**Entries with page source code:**

────────

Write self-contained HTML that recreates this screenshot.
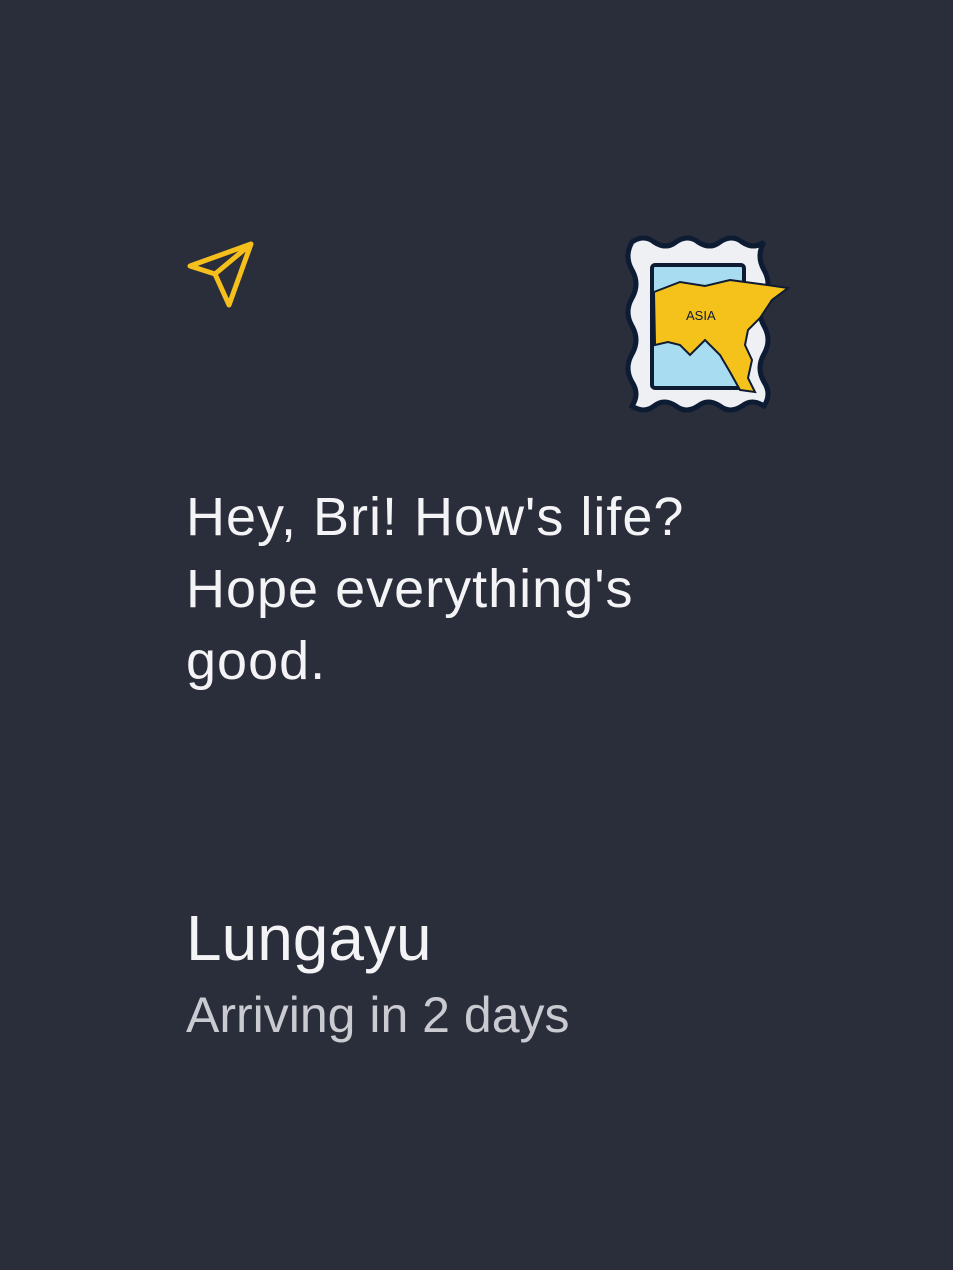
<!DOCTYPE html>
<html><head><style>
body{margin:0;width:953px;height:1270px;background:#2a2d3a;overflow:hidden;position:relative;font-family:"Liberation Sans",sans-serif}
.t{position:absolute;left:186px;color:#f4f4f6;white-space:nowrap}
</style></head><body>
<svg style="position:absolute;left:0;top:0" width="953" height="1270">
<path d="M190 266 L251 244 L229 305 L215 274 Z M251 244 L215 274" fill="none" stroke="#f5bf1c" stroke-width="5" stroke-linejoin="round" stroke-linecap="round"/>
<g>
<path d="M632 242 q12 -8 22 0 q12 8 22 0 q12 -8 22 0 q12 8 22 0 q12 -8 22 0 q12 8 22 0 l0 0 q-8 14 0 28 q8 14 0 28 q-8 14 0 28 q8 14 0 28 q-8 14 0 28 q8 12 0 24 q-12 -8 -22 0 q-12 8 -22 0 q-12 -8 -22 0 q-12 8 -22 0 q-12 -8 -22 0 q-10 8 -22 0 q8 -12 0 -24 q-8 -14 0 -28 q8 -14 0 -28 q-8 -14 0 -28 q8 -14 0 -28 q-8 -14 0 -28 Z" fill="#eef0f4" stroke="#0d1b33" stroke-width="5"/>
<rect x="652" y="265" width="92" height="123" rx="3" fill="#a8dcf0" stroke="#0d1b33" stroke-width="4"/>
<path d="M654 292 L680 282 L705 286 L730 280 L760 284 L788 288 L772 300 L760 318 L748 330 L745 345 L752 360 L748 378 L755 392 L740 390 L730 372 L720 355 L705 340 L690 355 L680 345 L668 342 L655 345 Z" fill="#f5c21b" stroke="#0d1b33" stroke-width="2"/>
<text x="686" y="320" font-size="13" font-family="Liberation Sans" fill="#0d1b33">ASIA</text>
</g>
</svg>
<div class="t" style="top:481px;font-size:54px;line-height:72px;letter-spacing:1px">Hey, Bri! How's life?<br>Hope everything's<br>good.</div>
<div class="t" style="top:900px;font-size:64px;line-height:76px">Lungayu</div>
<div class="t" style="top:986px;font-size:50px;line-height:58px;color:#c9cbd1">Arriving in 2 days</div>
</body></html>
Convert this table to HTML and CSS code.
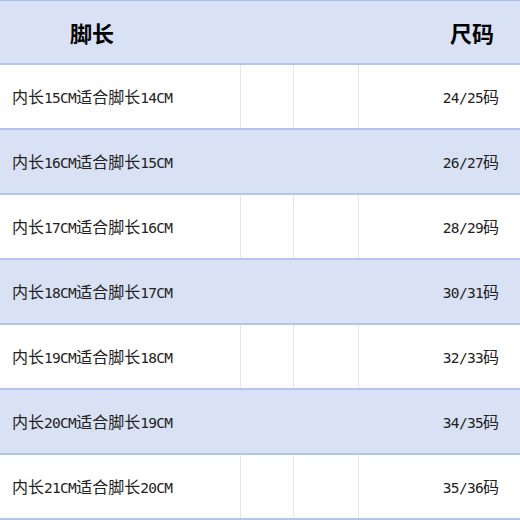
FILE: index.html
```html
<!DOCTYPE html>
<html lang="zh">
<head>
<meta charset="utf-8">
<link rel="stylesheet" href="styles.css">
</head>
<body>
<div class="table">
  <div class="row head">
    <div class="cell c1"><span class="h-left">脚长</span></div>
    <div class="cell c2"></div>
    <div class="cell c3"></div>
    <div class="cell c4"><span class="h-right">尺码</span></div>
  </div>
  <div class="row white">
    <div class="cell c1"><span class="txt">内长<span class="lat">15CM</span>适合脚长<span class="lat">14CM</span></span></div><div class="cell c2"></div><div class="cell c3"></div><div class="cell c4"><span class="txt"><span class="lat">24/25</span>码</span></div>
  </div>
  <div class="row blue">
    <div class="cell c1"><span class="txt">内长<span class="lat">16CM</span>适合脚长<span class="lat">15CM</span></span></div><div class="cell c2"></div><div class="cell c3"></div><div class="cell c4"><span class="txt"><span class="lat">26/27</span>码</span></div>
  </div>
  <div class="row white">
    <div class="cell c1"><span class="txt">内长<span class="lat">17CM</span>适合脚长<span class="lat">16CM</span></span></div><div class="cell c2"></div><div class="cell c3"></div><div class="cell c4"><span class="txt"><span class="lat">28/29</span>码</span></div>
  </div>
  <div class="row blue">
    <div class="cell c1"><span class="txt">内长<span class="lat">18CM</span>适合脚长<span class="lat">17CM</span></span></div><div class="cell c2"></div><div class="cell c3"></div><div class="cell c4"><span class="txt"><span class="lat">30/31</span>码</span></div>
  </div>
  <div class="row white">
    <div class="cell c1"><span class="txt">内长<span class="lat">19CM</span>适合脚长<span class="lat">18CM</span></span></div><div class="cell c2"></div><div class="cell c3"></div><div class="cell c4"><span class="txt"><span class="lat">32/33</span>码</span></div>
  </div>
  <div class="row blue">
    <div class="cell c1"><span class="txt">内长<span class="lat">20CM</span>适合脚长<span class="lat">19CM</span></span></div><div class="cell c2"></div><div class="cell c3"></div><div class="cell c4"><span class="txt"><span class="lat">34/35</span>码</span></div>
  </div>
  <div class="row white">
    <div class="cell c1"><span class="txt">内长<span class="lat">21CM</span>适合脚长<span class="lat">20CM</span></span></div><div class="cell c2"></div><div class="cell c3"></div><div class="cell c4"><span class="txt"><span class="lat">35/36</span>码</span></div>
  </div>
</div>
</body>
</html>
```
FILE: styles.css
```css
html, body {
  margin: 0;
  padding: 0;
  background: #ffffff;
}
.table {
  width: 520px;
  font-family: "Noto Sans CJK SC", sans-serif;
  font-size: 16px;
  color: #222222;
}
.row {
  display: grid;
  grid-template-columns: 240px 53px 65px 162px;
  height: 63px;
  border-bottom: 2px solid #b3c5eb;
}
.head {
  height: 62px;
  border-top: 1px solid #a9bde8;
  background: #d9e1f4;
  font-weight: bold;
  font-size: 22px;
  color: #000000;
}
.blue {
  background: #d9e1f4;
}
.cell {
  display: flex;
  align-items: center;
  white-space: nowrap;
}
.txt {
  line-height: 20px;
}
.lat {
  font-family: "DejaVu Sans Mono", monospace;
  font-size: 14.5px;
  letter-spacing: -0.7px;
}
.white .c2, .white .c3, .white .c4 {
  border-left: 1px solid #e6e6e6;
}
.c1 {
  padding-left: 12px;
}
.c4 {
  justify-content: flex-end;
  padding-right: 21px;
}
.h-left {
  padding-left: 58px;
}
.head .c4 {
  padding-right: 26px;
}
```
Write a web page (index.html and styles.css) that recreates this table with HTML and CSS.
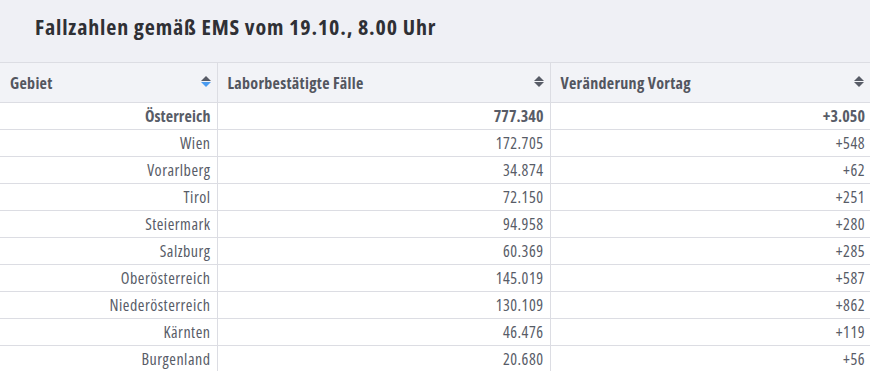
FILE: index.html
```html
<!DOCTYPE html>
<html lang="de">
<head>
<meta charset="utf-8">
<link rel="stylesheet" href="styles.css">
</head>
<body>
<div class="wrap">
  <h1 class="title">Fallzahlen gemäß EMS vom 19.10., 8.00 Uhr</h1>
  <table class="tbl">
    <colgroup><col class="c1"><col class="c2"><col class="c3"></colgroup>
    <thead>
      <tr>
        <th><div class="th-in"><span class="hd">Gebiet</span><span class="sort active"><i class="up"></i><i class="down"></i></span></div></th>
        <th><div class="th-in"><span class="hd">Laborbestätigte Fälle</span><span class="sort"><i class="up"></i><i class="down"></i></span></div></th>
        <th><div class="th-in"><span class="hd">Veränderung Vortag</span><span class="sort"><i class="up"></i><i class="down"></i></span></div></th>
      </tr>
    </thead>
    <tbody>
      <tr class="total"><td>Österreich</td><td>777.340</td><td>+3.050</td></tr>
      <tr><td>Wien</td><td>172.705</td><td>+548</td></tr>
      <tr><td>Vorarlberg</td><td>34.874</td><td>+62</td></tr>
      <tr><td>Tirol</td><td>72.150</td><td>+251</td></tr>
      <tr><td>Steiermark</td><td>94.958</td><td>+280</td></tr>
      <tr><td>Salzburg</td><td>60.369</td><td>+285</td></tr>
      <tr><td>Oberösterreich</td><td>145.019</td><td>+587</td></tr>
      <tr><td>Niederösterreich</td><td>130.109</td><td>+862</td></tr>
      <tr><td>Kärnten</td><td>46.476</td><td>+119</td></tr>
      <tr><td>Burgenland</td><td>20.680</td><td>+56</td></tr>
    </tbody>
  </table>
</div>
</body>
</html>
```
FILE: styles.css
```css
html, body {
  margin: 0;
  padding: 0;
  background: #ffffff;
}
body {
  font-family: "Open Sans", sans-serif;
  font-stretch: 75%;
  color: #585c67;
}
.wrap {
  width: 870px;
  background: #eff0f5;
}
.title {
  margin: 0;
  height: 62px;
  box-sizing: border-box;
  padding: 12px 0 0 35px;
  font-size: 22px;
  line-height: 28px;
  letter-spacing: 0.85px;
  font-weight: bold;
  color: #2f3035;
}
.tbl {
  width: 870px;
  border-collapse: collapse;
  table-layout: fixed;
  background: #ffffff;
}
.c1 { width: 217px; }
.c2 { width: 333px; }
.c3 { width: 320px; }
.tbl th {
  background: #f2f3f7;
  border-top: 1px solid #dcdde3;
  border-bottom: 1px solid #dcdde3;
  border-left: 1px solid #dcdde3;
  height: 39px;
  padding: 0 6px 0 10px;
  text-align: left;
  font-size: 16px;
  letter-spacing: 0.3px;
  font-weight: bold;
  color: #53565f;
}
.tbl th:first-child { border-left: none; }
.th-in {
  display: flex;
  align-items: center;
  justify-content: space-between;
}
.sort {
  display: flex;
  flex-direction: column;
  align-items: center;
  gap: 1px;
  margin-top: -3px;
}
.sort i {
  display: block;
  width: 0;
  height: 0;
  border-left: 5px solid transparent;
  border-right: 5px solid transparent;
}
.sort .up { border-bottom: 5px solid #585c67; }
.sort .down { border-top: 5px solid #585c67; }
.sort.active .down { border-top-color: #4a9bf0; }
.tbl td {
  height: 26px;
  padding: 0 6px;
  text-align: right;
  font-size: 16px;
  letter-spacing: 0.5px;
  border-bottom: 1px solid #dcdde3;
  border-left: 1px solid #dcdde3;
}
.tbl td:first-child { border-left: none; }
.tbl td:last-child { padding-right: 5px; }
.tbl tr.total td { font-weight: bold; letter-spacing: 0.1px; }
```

────────

**INSTRUCTIONS TO FOLLOW:** Pick out the lines containing the string "that" and show them.

**RESPONSE BELOW:**
Write self-contained HTML that recreates this screenshot.
Write a web page (index.html and styles.css) that recreates this table with HTML and CSS.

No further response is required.